How many of us believe the recent study claiming that Wikipedia and the Encyclopedia Britannica were equally accurate? I certainly don’t, because every time I have gone to look up something on Wikipedia that I already have a good deal of knowledge about, I find at least one error. Still, I am addicted to the thing. It’s an enormous font of information and a convenient place to begin research on just about anything you can name. It is, in the immortal words of Carel the IT god, what the internet is for.
Still, there are those errors. Sometimes they’re egregious, and sometimes they’re in articles on things that I really care about. But until recently I’ve resisted the temptation to register and begin making corrections. Why? For at least two reasons. One, it would mean that I would have to go check my facts. Checking facts can be tedious work. Just ask all the people who put up misinformation on Wikipedia. Better yet, ask all the people who don’t. Two, now that I’ve registered, will I be able to resist the urge to correct every error I think I see? A slippery slope indeed.

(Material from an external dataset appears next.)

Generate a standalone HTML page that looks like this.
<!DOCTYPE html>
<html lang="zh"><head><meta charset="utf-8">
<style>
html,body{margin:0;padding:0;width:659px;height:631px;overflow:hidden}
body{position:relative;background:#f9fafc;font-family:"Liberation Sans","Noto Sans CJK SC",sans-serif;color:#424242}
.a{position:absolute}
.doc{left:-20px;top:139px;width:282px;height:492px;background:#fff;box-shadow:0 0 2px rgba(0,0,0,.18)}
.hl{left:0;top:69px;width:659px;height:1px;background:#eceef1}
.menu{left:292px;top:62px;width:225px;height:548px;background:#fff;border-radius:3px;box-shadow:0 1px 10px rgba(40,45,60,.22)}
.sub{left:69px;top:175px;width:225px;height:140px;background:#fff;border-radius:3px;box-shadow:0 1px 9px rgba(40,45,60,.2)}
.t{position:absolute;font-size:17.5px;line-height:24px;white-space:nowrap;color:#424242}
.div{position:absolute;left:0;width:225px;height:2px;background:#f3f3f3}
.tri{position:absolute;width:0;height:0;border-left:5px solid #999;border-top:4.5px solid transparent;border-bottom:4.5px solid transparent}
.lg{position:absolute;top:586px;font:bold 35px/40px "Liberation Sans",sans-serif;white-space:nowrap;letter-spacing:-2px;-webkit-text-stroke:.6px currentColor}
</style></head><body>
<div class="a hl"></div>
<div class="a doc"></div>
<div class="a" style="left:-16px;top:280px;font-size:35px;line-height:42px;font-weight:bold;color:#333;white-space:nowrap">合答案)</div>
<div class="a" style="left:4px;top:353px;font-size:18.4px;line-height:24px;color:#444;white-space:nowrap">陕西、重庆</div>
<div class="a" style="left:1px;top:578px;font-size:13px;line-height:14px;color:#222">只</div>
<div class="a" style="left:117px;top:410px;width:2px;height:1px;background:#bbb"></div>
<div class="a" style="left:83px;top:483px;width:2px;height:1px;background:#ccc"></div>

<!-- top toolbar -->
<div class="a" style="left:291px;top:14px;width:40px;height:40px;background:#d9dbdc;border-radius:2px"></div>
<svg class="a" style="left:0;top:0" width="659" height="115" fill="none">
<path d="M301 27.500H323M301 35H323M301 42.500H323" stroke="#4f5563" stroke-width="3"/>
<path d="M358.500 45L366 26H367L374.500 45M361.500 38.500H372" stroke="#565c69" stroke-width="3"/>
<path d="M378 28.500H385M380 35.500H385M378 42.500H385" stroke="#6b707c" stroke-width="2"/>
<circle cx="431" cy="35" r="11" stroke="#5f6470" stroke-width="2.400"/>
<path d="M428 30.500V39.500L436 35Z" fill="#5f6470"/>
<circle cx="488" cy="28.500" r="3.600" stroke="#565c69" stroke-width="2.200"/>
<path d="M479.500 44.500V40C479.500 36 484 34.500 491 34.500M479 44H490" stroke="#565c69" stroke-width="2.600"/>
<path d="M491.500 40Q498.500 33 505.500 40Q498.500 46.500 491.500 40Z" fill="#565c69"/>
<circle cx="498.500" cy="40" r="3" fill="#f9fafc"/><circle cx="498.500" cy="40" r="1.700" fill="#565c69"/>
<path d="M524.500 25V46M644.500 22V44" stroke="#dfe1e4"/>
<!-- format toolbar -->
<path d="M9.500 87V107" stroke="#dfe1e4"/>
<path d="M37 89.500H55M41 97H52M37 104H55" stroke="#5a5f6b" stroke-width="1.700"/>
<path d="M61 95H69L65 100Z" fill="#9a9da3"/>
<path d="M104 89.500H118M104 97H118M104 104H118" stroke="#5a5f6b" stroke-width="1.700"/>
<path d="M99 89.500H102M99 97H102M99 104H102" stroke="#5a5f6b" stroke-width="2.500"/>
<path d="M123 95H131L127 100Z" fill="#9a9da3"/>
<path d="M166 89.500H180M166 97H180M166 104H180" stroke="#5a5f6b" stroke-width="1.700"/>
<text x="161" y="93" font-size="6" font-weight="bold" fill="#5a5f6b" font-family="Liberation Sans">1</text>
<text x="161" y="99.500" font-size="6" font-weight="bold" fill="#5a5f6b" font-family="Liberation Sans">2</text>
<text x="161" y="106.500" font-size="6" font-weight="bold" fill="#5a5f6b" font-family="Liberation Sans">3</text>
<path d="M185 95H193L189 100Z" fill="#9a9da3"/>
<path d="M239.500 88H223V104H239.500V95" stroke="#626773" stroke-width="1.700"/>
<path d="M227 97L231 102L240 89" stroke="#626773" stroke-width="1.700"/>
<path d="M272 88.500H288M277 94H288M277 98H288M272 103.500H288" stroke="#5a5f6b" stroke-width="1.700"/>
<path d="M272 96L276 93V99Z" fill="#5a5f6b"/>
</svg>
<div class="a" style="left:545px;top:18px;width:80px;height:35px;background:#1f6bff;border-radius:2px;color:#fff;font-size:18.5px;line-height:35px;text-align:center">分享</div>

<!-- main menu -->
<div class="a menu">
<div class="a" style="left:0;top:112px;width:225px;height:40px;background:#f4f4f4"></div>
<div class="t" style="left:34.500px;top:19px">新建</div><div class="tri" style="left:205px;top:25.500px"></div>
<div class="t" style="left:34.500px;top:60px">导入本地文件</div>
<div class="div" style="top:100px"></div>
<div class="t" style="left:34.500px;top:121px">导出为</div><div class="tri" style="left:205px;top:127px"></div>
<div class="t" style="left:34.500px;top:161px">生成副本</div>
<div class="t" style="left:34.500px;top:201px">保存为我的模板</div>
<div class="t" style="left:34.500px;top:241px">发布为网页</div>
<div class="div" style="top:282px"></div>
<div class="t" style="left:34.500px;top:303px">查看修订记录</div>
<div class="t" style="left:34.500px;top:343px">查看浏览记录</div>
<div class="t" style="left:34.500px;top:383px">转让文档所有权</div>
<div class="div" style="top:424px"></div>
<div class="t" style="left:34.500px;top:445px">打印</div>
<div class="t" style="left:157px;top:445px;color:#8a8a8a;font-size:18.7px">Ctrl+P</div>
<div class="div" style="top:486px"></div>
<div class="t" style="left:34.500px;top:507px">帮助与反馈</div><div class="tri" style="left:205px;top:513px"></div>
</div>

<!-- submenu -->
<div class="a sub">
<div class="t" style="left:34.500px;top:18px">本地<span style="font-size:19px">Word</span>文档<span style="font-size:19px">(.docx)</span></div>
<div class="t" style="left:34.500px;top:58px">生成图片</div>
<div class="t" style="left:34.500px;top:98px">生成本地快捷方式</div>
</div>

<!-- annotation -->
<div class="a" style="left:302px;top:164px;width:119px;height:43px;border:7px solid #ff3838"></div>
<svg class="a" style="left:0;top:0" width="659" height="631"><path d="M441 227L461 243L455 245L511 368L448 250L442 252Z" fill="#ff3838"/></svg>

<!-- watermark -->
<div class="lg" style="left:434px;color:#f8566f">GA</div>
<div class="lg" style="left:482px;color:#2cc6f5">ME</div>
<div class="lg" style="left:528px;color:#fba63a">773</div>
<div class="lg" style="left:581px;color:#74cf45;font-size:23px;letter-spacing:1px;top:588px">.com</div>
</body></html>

For a long time now I’ve had an idea in my head for a fictional character who drives himself crazy over all the bits of misinformation and urban myth and whatnot that everybody but he manages to live with in perfect comfort and without the slightest ill effect.

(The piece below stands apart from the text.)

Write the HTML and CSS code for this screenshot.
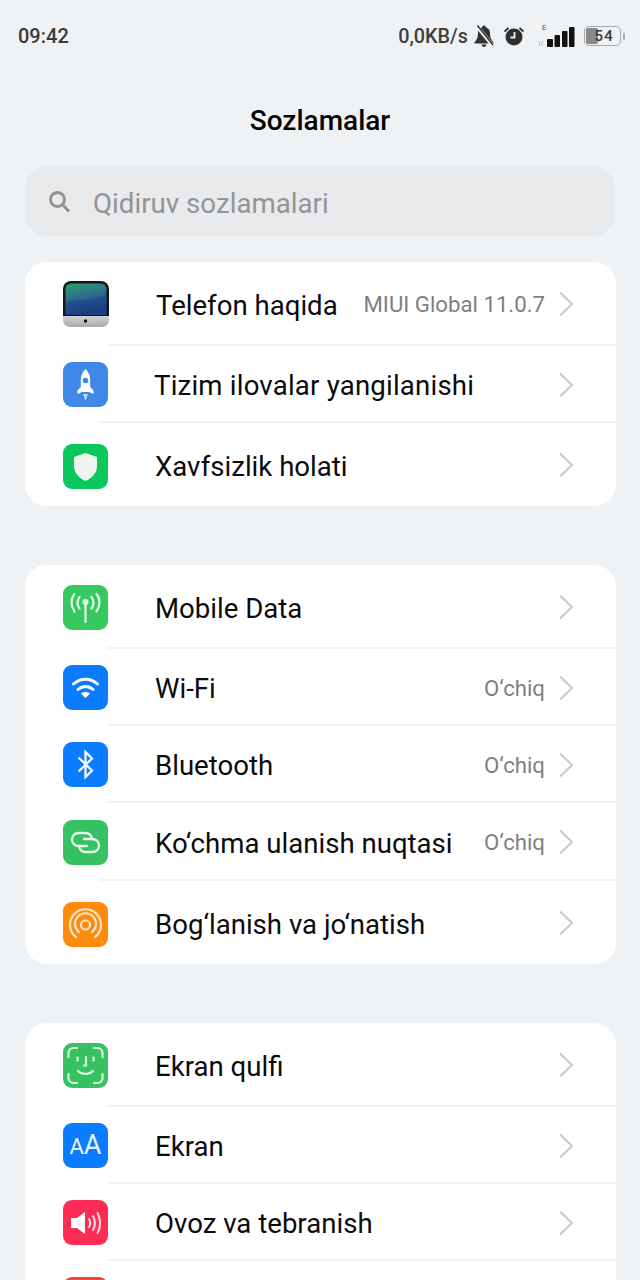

I intend to avoid his fate by only making corrections that really matter. Like the one that eventually put me over the edge in the first place. It was in the first paragraph of the article on Wile E. Coyote and Road Runner, which claimed that Chuck Jones got the idea for the cartoon from Mark Twain’s Roughing It, in which Twain is supposed to have said that coyotes are so hungry that they will even chase road runners. Whereas what really happened is that Jones got the idea for Wile E. Coyote from Roughing It, which includes (see Chapter V) a very droll portrait of the coyote in which Twain speaks mostly of two salient features of the animal: his perpetual hunger and his astonishing speed. The passage is highly entertaining, Twain at his best, but although he tells us that the coyote will eat anything he can bite, including nitroglycerine, there is not, in the entire book, a single mention of Geococcyx californianus, better known to fans of the series as Accelleratii Incredibus, Tastyus Supersonicus, Birdius High-Ballius, or any of his other pseudo-Latin tags.
I hope I don’t run across too many more errors I can’t live with. Imagine how much research I’ll be getting involved in. And what if the same fate befalls me as will befall (if I ever get around to writing him) my fact-obsessed fictional character? He, of course, eventually goes off the deep end. His obsession for facts becomes transmogrified into an obsession for non-facts. He becomes the king of misinformation, which come to think of it might not be a bad title. With the arrival of internet-based modes of misinformation-dissemination such as Wikipedia, maybe his time has come.